2) Hür olmak: Köleler efendilerine tâbidir. Efendilerine ih­sanda bulunulurken köleleri de dâhil edilir. Ebû Hanîfe hürriyeti esas aldığından köle için efendiye ihsanda bulunulamıyacağını belirtir. Savaş Dîvanında köleye şahıs olarak ihsanda bulunulabi-leceğini kabul eder. Bu görüş Ebû Bekrin görüşüdür.

Hz. Ömer aksi görüştedir. İhsan için hürriyeti şart koşar. Şafiî de Hz. Ömer'in bu görüşünü benimser.

3)  Müslüman olmak: Düşmanlarla inancıyla savaşacağın­dan 'ilâyı kelimetullah için asker dîvanına yazılacak ve ihsanda bulunul ab ilecek şahısların müslüman olması istenir. Zımmîler askere yazılsa da fiilen askere alınmaz. Müslüman biri dinden çı­karsa askerlikten de düşer.

4) Savaşa mani sakatlıklardan, hastalıklardan kurtul­muş olmak. Kötürüm, âmâ, sakat olan kimseler asker olamaz. Sağırlar asker olabilir. Topal kimse süvârî ise asker olur, piyade ise olamaz.

5) Savaşmayı bilmeli, harbedilecek güç ve kuvvette ol­malıdır. Savaş meydanına gidecek kadar kudreti yoksa, savaşma tekniğini çok az biliyorsa asker olamaz. Çünkü harb etmekten âciz olan, savaş meydanında kaçmayı, kurtulmayı düşünür. İşte bu 5 şartın biri veya birkaçı bulunmazsa ö şahıs asker olamaz, ih­sandan istifâde edemez.

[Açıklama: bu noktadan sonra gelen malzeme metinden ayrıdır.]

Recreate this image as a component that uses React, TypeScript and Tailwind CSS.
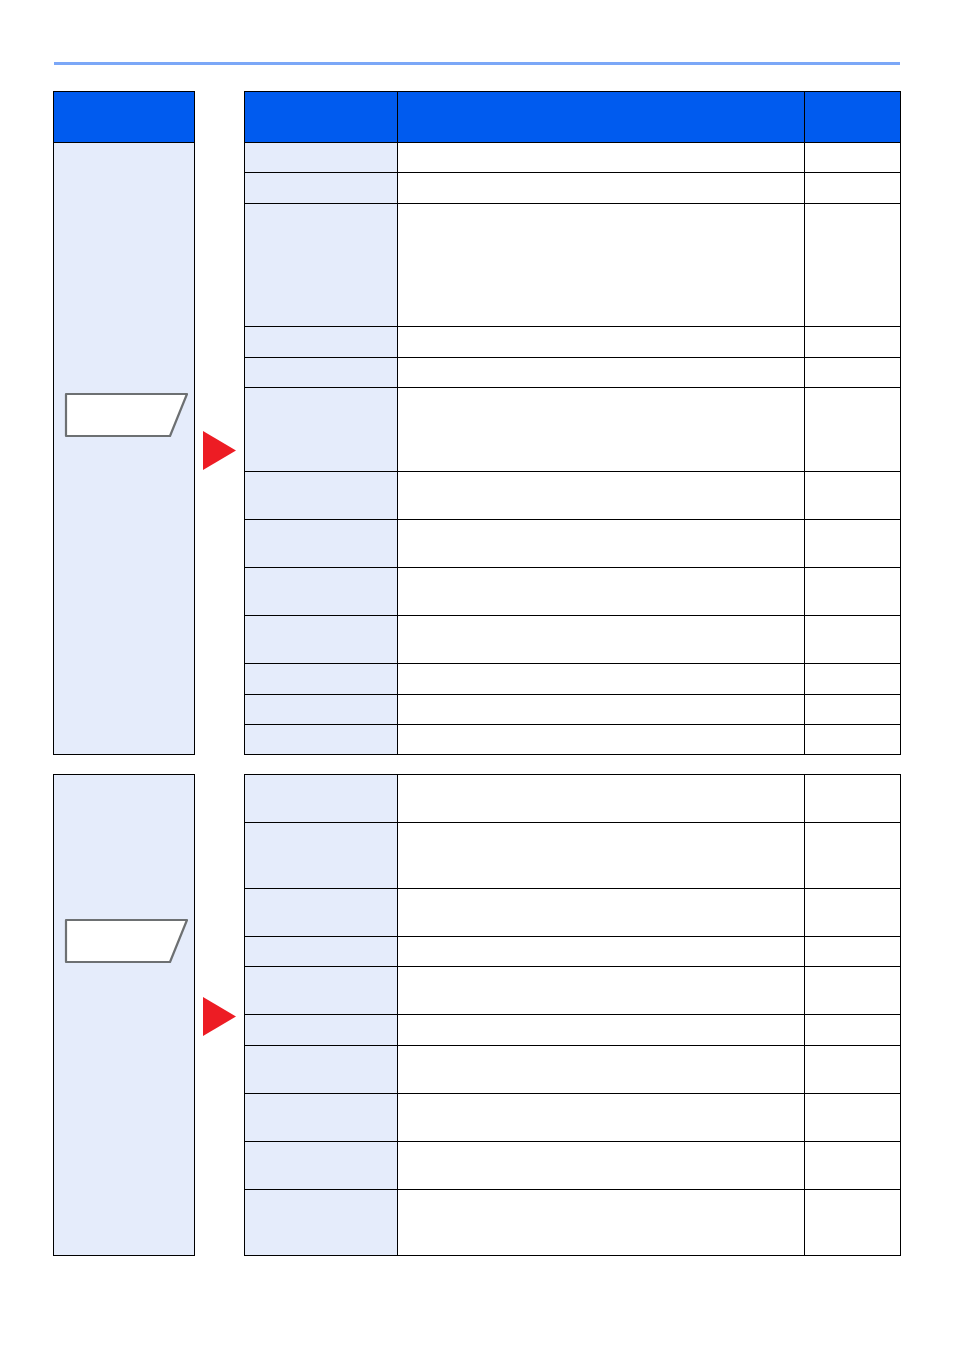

Ama zamanla bu noksan şartlar tamamlanırsa, ordu dîvanına asker yazılmaları, kendi isteğine ve devletin de kabulü­ne bağlıdır. Bütün şartları taşıyorsa şahıs istekte bulunur. İdare makamında bulunan da askere ihtiyâcı varsa isteğini kabul eder. Meşhur, kıymetli birisi ise, askere de kaydolmuşsa dîvandan çıka­rılması iyi olmaz.

Bir şahıs cemiyet için hayırlı işler görüyor, çeşitli iyi teşebbüslerde bulunuyorsa o kimse ordu dîvanı kayıtlarından silinir. Ka­yıttan silinme sebebi de dîvan defterine işlenir. Askere yazılanın yaşı, boyu, rengi, yüz durumu, cephe vaziyeti, diğer şahıslara ben-ziyorsa ayrıca vasıfları yazılır. Bu şekilde hareketle isimlerin aynı olması, ana vasıfların tutması sebebiyle ihsan vaktinde karşılaşı­lacak olan güçlüklerin, bir şahsa mükerrer ihsanda bulunmaların önüne geçilir. Bir şahıs böyle bir hâlden, yararlanarak mükerrer ihsan alırsa kendisinden alınır, tazmin ettirilir. Kendisine ihsan­da bulunmak icâb ettiğinde onu tanıyan bir şahıs da çağırılır. Bu da işi sağlama almak içindir.[183]




[183] El-Ahkâmu’s-Sultaniyye, Ebu’l-Hasan Habib, Bedir Yayınevi, 1/ 382-384.